Dude, if you can turn into Gonzo and love a chicken the way a chicken deserves to be loved - which is fully, without reservation, and with every last spark of your soul - I'll replace myself with a single-line Perl script.
posted by loquacious at 8:49 PM on February 11, 2007 [1 favorite]


Perhaps not in all cases, but I'm fairly sure in at least one case (where my international flight was stuck in a holding pattern for nearly an hour before landing) that the animated map thingy is nothing more than a video playback or equally non-interactive display.

Mostly, I think this, because I watched my plane land at the appointed time while a glance out the window confirmed we were still very much airborne.

This was in the mid 90's, and I'm more confident it has some sort of reality behind it since then, however.
posted by abulafa at 8:55 PM on February 11, 2007


Hmmm. I have no soul, so where does that leave us? Do we replace the rest of the world? You may need to write the Perl stuff, as I have no idea at all what it is (other than 'code').

because I watched my plane land at the appointed time while a glance out the window confirmed we were still very much airborne.

"But! I saw it on the TV! It MUST be true!"

Someone actually used that sentence, out loud, in front of me the other day... The look I gave them was, to say the least, 'withering'.
posted by Brockles at 9:03 PM on February 11, 2007


Obsessed with Tetris in 1998? That's one behind-the-times nerd.
posted by staggernation at 10:03 PM on February 11, 2007


those are textbook examples of things not to do. put code like that on the internet and it'd be hacked within weeks.

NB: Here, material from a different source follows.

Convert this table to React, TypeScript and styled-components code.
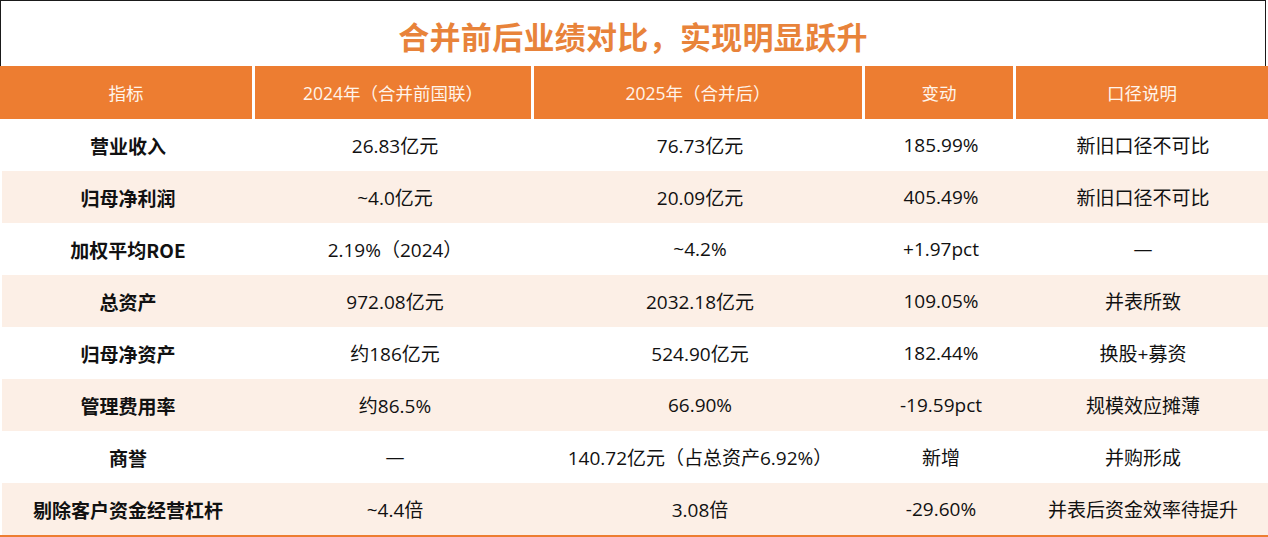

what boggles my mind isn't that the guy broke it, it's that it was so easy to break -- and yet all the reaction is about the guy, not about the code.
posted by jdfalk at 10:30 PM on February 11, 2007


One safe way to get data from the mission critical nav system to the entertainment map display is via something like an EAL7-level certified "data diode". I don't know if that's how it's done in practice, but I'd trust my life to that level of isolation (as long as other aspects of isolation were similarly-well enforced).
posted by dylanjames at 10:40 PM on February 11, 2007


Burhanistan and Loquacious - thanks for the info. One of my current clients (insert a 3-letter acronym here) would be very interested in stuff like this - so I appreciate the breakdown of possibiliites.

This will give me a neat side-project of researching the various systems out there in use by the airlines. I'm guessing there's a slew of systems used by foreign carriers and only a handful used by US carriers.
posted by matty at 4:39 AM on February 12, 2007


I've always assumed that the in-flight map screen was totally bogus.
posted by Faint of Butt at 6:50 AM on February 12, 2007


"But! I saw it on the TV! It MUST be true!"
Someone actually used that sentence, out loud, in front of me the other day... The look I gave them was, to say the least, 'withering'.


Maybe it's just me, but I swear that no one tell their kids "Don't believe everything you see on television" anymore.
posted by PsychoKick at 10:56 AM on February 12, 2007


An off by one error that wasn't tested for, an equivalency bounds check where nothing would be lost for using a greater-than, and catastrophic failure enough to crash a Linux system for overflowing a signed char. Did the guy get hired right out of C 101?
posted by JHarris at 12:40 PM on February 12, 2007


Burhanistan - will do on the Projects angle.

Did you mean to say that you found the map channel would NOT be available during takeoff and landing? Those are the times when I usually found the system unavailable.
posted by matty at 4:35 AM on February 13, 2007


Thanks! It's been a while since I was on an international flight...
posted by matty at 6:20 AM on February 13, 2007


Oh, sure, you all think those systems are isolated, but let me tell you a story about one of my friends in the mid-80s.

He's got this system, right, kind of rigged together. Big weird floppies going into something looking like an Altair, some kind of homemade synth, whatever. We spent most of our free afternoons smoking joints and watching his system obsessively look for computer systems down in the Valley. Every so often we find a BBS -- mostly crap but sometimes we get some war3z board or some good ASCII pr0n. I mean, what better to do, right?

Well this one day he sees this ad for a game company -- game is coming out for Christmas and he calls bullshit on that. He's going to way zero-day this shit. Oh, foolishness of youth. So, like, he starts his crazy dailer app and up comes this term program.

The term welcomes him and asks if he'd like to play a game. I mean, that's what he's here for right? That and porn. Anyways, he dicks around with the chess game and tic-tac-toe -- its all pretty cool considering this is the mid 80s and its all ASCII and shit.

Anyhow, he tries this one called "Global Thermonuclear War" and goddamn if that game isn't a hoot. Only problem is apparently -- perhaps like today's modern flight avionics designers -- John Hacker on the other end didn't think about isolating the system and it turns out we're uplinked into goddamned Norad playing this fucker.

Next think you know we've got the federales on our tail and we're pulling a Mitnik, shotgun rounds through the harddrive all that but we're totally hosed.

App keeps running.

Turns out that the whole "isolation" thing wasn't that hot back then 'cause the damned game terminal is crosswired into the silos and guess what -- only his nukes are real and he's playing for keeps.

Fortunately my buddy finds a hax in the tic-tac-toe which is almost exactly like this SMALLINT overflow this joey is talking about, he zero-players it and overflows the box, crashing the stack on both that game and the thermonuke one, thank God.

I mean, it would have prevented 9/11, but we'd all be dead so whatever.

So, like, just be careful. Maybe you think "sure, it's just the entertainment system" but dude, everything's networked these days.

tho, really -- crashed the -entire- system with an overflow? WTF?